BALDWIN: The very real possibility of yet another shutdown is a major worry for federal employees.

In fact, some workers who were forced to work without pay are back on the job, but still waiting to get their full back pay.

My next guest, Alfreda Dennis-Bowyer, just received her full back pay last week, nearly two weeks after the shutdown ended. She works as a USDA meat inspector.

So, Alfreda, thank you so much for being with me.


BALDWIN: So I want to get to how you're feeling now four days out from another potential shutdown.

But first tell me how tough the last go-round was for you, because I was reading that when you first got your check, when you were beginning to be paid back, and you thought it would be for more than $9,000, it was instead for what? DENNIS-BOWYER: Well, the $250 was a surprise.

I didn't know what was going on. And then later on, when I did some research, I did find out that was a bonus sort of for coming to work during the shutdown, to keep -- in order to keep the companies in business to perform their inspections for them.

So it was a bonus for -- of appreciation for coming to work and allowing the companies to continue to process products.

BALDWIN: Were you feeling appreciated, Alfreda?

DENNIS-BOWYER: Well, I was appreciated. It was nice that they gave us the bonus, but I was really looking for the money that I earned.


BALDWIN: Which you have eventually gotten.


BALDWIN: How rough, how angry, how sad? I mean, run me through the emotions you felt during that shutdown and how you're preparing for it to potentially happen all over again.

DENNIS-BOWYER: Well, in my case, I was not suffering too bad, because I'm pretty much -- I was in a comfortable place.

But it's just the fact that the money that I have worked for was not being readily paid. But now that there is a possibility of another shutdown, I have tried to plan. So whatever bills I do need to pay, I'm in a good position where I can withstand.

But I worry about a lot of my younger colleagues that are in situations where they are a little tighter -- tightly squeezed. My concern is for those that are not in a position to be prepared as well.

BALDWIN: Can you talk to me a little bit about those younger colleagues and what worries you the most as they perhaps aren't as in a comfortable spot as you are?

I mean, where are they most nervous?

DENNIS-BOWYER: Well, we have a lot of younger inspectors who have young families, they have day care, they have mortgages, car payments, utilities and expenses.

And you have a lot of single-parent families. And when you have that kind of pressure on people, everything is budgeted out, and you're -- you have every penny accounted for. And when you miss a paycheck, it's harder for people that are young and starting out.

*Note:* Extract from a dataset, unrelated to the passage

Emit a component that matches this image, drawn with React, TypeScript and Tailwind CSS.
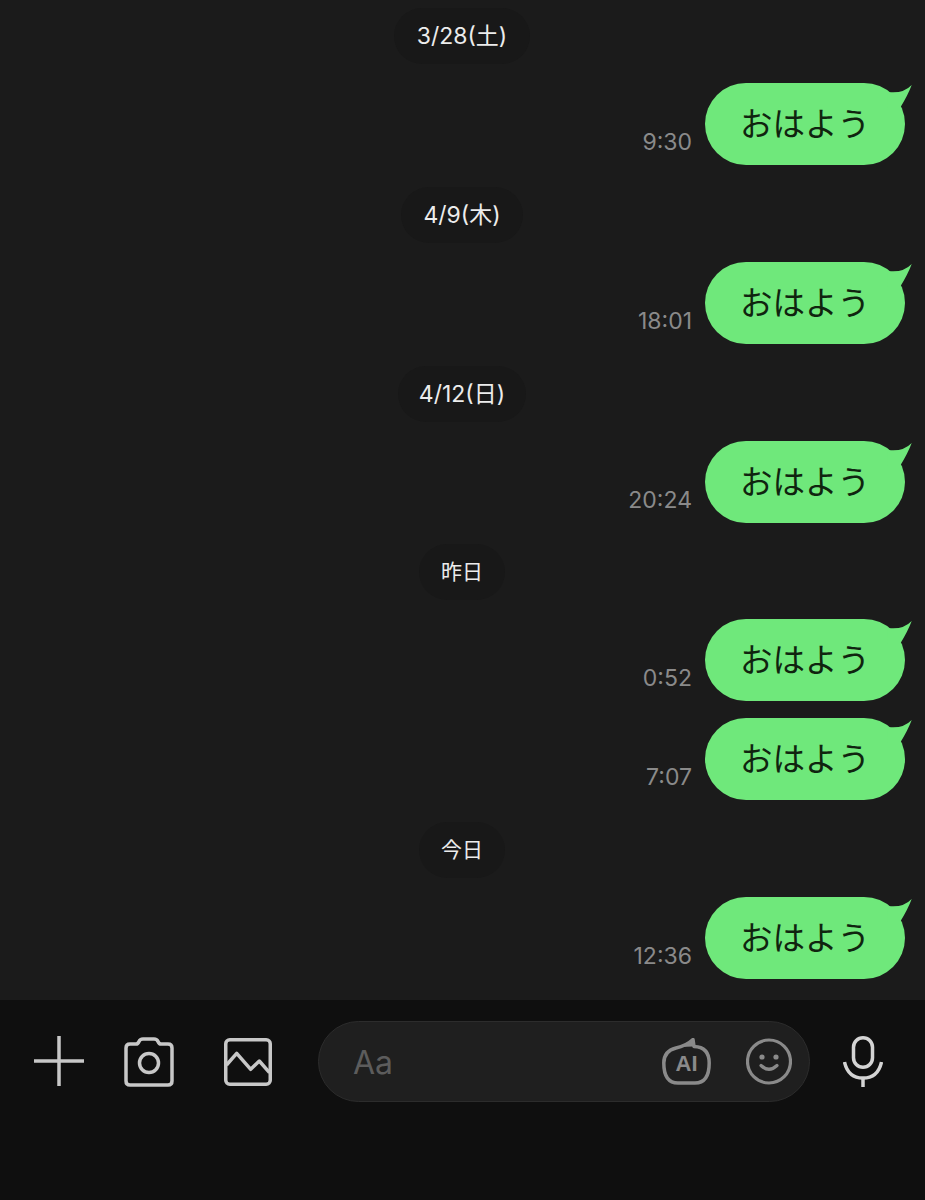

Now, you have a lot of people that are a little better off in their situation, as far as with their bills vs. their income. But the concern is, when we work, and with us being essential employees, we're expecting to be paid for the work that we -- the work that we have done. That's the concern.

BALDWIN: It's a perfectly normal concern. And I just wanted to know from you. I mean, it sounds like you're the kind of woman who thinks and plans ahead when you can.

But, this Friday, you all may be going through this all over again. Have you -- I mean, have you wrapped your head around that?

DENNIS-BOWYER: Yes. That -- well, we're hoping that the president is going to make the right decision and use whatever other alternatives that he can, because I'm hoping that he realizes that people are real and have real situations out here, that, when he does this type of thing, he's not looking at the big picture of the people that are involved and how he is impacting their lives.

We're real people. And he, I feel, is not in touch with the reality of how people live from day to day, week to week, check to check. I don't think he's ever had that situation to deal with.

And I would like him to think about what he's doing with just a regular person that has to work and live for -- for living.

BALDWIN: Of course.

DENNIS-BOWYER: That's the concern of working people. We're working class people.

BALDWIN: Understand. Understand.

Hopefully, he is thinking, and, hopefully, he is paying attention, and, hopefully, this whole thing gets resolved by Friday.

Alfreda Dennis-Bowyer, thank you, ma'am, so very much.


BALDWIN: Moments from now, speaking of the president, he is set to leave for El Paso, Texas, where he will be holding his first rally of 2019.

That happens tonight.

And next, Democratic presidential candidate Senator Kamala Harris is answering questions about her black heritage, her marriage, her role as prosecutor, and the race for 2020, as it now heats up.



BALDWIN: The field of Democrats running in 2020 is poised to be the most diverse ever to seek the presidency.

And for Senator Kamala Harris, she is facing questions about her heritage. Her mother is Indian. Her father is Jamaican, but the senator says that she will always identify as a black woman. Here's what she told the Breakfast Club.





HARRIS: And raised in the United States, except for the years that I was in high school in Montreal, Canada.

And, look, this is the same thing they did to Barack. This is not new to us.


HARRIS: And so I think that we know what they're trying to do. They're trying to do what has been happening over the last two years, which is powerful voices trying to sow hate and division among us.

And so we need to recognize when we're being played.

UNIDENTIFIED MALE: I'm glad you mentioned Barack, because a lot of black people questioned if Barack was black enough. I see them doing the same thing to you.

So, what do you say to the people questioning the legitimacy of your blackness?

HARRIS: I think they don't understand who black people are.

I'm not going to spend my time trying to educate people about who black people are, because, right now, frankly, I'm focused on, for example, an initiative that I have.